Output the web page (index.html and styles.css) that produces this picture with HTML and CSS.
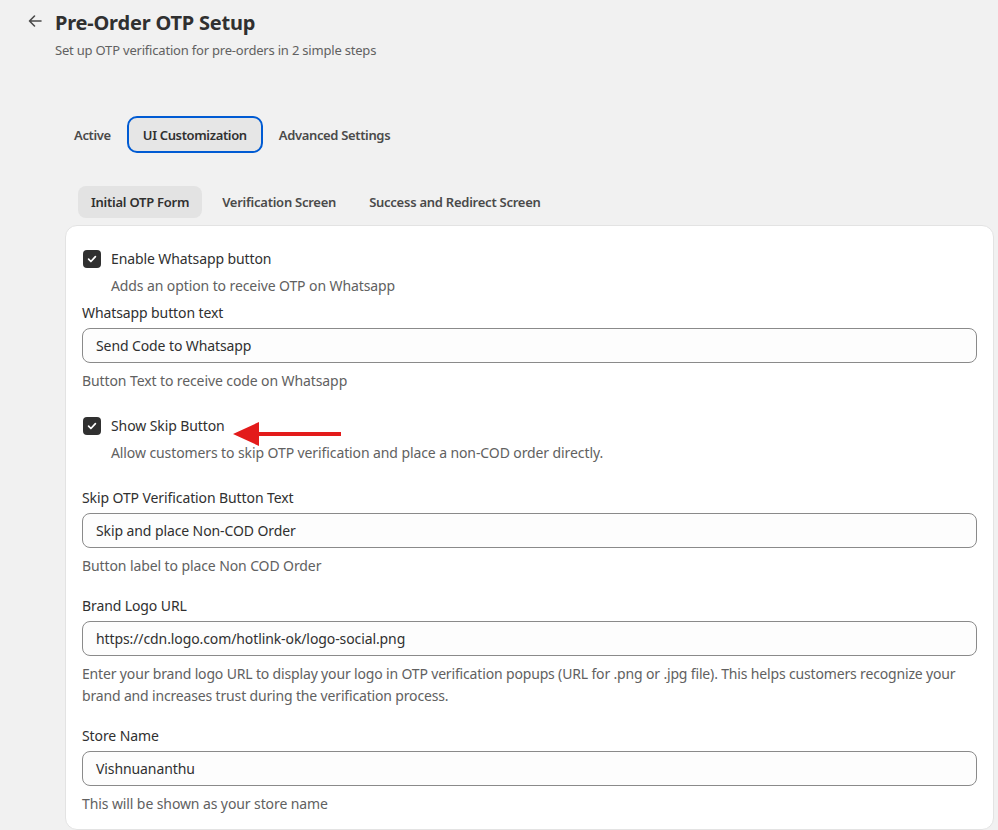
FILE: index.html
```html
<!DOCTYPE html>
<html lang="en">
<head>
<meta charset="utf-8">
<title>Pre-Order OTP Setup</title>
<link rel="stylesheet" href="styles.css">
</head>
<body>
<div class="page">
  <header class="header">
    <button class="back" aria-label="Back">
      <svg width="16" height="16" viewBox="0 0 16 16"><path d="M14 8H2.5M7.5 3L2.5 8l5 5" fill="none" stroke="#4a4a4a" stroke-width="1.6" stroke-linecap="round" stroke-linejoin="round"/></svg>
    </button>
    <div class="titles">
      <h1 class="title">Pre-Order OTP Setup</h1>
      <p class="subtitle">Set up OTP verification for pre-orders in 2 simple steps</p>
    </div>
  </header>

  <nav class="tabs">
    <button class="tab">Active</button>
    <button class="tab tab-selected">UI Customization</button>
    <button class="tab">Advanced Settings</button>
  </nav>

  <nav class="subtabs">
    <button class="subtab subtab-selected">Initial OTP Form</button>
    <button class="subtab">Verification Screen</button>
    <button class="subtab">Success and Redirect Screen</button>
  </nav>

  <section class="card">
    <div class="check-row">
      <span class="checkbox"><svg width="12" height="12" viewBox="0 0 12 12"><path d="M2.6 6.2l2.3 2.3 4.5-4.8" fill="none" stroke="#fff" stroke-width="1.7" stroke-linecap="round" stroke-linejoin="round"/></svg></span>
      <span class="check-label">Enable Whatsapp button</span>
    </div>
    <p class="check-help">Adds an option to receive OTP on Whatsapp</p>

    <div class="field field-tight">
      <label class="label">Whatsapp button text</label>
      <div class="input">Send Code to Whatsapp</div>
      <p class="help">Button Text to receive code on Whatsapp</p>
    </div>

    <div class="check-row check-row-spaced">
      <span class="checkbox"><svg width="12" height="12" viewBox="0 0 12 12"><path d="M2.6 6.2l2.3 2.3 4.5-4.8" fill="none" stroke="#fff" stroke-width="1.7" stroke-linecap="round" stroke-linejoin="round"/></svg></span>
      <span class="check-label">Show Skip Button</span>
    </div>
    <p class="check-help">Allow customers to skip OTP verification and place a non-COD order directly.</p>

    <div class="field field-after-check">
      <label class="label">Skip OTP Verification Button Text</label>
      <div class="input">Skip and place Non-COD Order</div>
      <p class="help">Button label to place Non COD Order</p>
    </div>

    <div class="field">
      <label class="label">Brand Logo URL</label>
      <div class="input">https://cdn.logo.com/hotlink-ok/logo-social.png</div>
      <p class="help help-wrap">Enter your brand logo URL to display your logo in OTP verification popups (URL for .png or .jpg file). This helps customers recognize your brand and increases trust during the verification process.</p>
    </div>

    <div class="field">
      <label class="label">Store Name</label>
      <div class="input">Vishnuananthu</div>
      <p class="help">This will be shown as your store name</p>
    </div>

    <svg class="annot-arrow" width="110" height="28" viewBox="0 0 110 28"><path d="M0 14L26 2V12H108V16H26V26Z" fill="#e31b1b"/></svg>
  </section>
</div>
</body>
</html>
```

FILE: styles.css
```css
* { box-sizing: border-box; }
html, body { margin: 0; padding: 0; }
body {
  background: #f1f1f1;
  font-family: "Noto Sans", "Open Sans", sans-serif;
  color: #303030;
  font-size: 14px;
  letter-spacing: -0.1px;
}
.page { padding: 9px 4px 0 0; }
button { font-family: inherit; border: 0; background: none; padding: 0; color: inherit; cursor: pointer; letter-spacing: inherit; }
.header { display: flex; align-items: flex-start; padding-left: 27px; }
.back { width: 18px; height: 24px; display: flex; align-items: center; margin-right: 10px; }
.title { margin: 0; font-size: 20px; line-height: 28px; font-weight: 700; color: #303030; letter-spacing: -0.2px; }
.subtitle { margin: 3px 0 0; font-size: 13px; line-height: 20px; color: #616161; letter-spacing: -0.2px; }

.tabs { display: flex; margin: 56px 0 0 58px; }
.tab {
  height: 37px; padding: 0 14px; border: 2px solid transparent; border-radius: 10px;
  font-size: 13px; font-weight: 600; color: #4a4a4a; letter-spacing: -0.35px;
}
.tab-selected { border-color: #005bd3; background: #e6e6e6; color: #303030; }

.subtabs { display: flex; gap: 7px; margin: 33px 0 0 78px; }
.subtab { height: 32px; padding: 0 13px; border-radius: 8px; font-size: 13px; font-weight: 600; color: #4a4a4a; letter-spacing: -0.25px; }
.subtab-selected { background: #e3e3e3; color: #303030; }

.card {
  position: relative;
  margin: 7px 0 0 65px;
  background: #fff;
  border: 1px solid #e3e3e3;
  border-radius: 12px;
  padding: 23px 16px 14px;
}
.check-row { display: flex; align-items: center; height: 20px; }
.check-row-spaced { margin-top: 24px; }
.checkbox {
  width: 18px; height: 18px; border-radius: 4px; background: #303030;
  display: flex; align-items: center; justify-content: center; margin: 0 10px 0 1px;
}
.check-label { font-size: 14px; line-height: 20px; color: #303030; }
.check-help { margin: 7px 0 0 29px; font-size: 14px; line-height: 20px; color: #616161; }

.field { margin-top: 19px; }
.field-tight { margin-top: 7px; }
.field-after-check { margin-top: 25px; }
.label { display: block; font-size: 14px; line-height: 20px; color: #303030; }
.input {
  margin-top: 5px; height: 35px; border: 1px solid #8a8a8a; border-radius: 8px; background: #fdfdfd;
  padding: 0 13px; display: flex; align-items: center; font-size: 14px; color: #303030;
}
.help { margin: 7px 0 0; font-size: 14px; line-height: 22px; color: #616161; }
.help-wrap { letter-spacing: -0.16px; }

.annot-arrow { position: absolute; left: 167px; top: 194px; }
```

———

In the listing, how many lines hold "index"? Answer with a bare number.

2